▸ SHORT EXERCISE:
Spot every line with the word "React" and return it.

▸ PROVIDED MATERIAL:

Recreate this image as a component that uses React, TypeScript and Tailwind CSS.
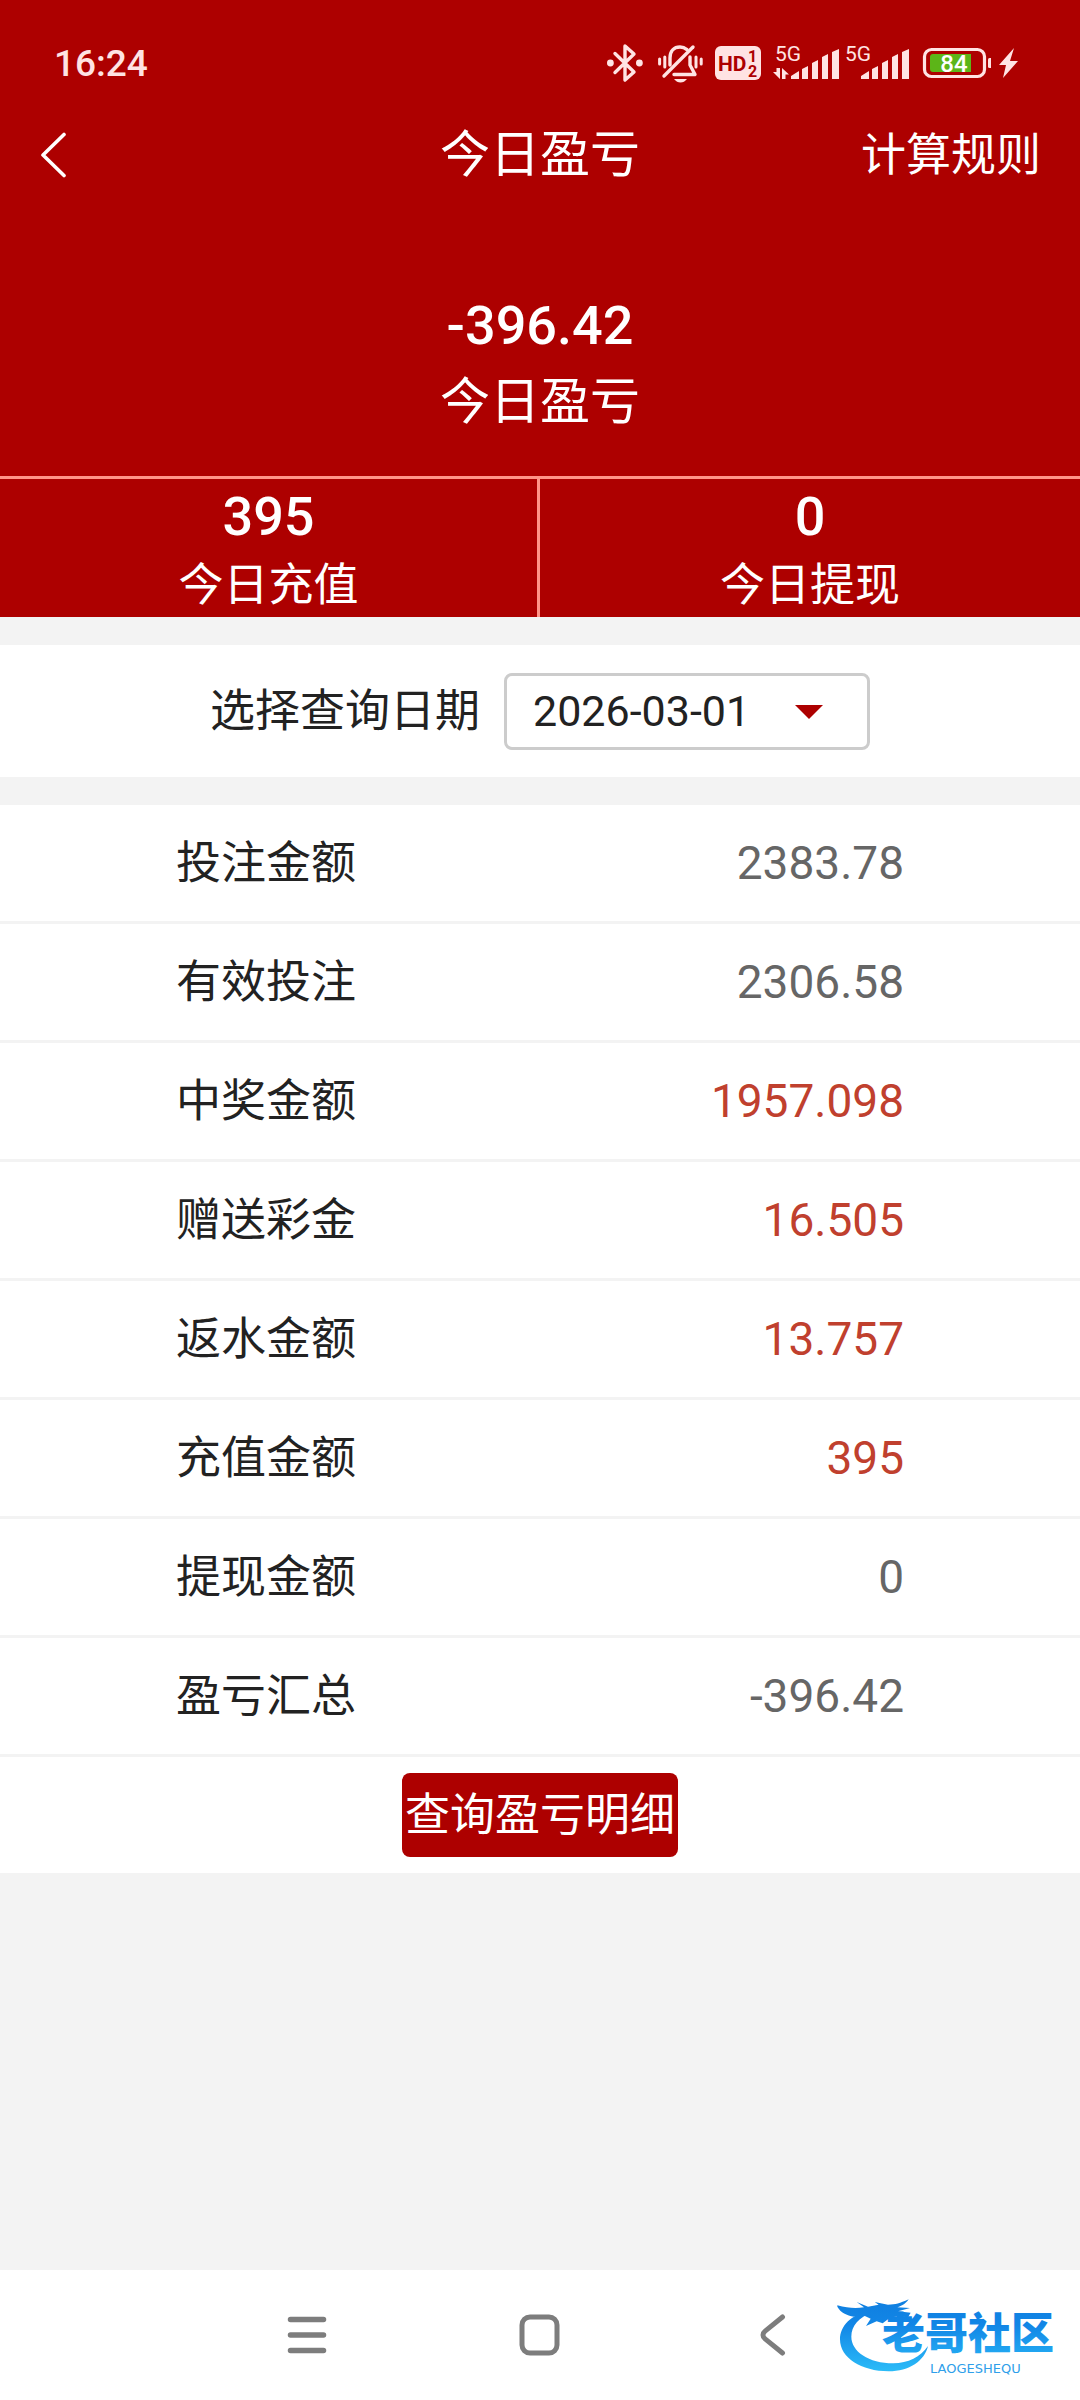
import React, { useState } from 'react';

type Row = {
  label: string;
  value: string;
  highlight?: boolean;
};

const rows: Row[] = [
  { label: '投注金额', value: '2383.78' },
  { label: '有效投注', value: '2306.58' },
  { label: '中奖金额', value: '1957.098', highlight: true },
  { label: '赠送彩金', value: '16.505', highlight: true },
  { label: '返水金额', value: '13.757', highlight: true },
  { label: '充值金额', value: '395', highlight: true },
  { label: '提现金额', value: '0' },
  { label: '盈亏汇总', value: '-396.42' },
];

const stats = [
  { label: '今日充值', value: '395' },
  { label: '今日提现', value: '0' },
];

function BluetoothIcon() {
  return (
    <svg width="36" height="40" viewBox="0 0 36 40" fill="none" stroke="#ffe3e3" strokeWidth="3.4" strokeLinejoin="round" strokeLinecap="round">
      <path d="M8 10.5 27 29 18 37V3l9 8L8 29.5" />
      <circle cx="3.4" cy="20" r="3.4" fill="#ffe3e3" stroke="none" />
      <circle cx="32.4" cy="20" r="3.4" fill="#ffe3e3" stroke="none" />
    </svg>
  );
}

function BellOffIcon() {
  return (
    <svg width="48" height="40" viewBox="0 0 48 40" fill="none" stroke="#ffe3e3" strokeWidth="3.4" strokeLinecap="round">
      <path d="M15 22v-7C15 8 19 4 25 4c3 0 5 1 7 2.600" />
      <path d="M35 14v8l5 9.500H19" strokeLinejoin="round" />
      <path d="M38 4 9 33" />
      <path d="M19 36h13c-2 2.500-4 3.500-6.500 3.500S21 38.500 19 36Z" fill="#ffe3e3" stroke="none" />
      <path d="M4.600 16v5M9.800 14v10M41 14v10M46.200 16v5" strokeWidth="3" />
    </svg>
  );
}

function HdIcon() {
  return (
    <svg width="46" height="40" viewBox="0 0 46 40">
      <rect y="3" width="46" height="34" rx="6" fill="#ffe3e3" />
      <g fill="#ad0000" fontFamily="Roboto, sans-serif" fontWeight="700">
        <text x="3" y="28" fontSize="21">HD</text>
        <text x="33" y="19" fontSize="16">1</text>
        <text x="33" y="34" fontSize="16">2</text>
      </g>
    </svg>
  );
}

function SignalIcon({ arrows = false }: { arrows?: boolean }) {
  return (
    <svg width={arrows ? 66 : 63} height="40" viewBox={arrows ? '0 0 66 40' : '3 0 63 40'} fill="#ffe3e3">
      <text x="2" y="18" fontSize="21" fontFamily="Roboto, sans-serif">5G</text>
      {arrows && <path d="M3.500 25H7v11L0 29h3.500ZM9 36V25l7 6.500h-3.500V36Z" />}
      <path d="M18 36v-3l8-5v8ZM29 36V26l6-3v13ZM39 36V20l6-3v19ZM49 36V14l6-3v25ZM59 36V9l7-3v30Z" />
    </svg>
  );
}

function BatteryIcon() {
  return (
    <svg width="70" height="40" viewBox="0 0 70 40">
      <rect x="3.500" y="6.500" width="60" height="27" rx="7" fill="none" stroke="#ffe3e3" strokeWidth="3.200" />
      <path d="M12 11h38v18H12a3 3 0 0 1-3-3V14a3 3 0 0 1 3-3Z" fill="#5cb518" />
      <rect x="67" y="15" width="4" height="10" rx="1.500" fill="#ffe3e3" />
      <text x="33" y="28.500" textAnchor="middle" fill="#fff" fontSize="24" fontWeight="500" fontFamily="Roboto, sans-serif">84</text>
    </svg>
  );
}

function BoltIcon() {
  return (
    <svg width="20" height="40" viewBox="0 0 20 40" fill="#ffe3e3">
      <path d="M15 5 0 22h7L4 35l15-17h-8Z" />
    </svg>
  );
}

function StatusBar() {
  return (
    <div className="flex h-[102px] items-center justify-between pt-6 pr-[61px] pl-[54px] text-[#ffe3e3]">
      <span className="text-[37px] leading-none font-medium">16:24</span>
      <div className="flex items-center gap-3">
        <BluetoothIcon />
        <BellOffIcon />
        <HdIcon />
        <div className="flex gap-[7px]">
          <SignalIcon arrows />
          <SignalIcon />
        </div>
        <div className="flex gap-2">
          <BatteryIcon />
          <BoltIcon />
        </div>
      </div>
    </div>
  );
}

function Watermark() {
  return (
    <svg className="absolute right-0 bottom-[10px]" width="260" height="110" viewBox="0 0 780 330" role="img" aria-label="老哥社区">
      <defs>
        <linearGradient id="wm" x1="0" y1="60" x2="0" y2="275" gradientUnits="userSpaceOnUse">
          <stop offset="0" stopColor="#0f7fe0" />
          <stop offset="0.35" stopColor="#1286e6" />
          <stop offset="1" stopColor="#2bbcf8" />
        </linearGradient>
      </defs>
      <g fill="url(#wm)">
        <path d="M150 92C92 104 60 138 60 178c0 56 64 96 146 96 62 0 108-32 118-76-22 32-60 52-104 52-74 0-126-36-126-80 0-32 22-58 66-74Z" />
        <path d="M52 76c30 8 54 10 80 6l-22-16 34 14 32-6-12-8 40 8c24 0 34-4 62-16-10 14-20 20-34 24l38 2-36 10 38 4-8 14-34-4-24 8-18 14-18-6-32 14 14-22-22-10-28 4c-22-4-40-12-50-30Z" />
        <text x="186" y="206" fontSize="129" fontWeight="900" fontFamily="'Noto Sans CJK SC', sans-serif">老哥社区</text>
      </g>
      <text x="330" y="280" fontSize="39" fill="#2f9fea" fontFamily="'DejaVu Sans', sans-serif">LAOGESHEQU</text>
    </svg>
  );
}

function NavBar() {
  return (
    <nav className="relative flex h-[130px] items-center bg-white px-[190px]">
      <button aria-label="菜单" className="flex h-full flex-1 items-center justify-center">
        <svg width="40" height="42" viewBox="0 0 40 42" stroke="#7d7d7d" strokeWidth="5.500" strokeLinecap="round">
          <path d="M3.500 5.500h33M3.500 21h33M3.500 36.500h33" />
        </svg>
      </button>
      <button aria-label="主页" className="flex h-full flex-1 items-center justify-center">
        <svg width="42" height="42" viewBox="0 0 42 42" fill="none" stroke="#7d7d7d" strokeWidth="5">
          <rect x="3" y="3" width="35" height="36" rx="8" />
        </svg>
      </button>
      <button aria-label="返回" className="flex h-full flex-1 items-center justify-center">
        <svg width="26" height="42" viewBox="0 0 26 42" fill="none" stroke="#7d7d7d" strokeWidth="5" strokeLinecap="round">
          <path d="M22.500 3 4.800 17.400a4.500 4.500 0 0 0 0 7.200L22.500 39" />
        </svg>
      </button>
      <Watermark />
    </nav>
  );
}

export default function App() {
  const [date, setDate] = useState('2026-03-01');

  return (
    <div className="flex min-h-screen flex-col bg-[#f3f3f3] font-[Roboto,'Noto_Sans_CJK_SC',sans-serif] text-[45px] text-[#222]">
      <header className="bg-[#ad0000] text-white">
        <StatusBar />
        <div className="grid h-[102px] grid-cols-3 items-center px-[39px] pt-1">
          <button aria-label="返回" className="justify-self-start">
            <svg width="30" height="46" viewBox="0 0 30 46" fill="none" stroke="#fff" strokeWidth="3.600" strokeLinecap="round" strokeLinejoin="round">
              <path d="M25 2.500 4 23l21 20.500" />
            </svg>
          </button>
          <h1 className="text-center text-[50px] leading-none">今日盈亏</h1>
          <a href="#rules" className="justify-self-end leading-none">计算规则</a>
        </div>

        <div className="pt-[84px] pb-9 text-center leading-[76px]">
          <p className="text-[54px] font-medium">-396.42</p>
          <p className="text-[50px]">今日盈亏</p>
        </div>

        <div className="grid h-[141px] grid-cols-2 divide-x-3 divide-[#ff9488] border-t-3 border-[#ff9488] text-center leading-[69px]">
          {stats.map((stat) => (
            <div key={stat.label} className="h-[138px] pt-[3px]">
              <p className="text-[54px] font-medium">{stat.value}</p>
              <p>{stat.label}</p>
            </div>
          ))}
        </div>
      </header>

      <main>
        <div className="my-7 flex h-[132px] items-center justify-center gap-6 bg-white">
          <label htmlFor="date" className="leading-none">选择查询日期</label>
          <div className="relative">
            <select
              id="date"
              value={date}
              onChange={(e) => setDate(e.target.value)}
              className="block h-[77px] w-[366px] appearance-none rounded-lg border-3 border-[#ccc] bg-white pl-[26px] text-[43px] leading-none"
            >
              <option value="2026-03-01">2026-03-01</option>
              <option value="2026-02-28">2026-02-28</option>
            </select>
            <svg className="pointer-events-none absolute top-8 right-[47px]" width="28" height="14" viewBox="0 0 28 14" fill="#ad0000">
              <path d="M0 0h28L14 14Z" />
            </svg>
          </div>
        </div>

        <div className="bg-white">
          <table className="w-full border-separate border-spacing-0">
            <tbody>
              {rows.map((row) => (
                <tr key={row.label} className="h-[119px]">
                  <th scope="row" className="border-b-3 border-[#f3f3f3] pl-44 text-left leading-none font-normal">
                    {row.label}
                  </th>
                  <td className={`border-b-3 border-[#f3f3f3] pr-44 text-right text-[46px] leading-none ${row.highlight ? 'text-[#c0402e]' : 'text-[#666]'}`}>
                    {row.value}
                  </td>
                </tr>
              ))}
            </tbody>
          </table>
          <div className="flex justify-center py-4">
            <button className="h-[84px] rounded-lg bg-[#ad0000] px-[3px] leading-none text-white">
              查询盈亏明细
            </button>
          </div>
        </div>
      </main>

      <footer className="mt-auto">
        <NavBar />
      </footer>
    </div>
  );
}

▸ THE REPLY:
Recreate this image as a component that uses React, TypeScript and Tailwind CSS.
import React, { useState } from 'react';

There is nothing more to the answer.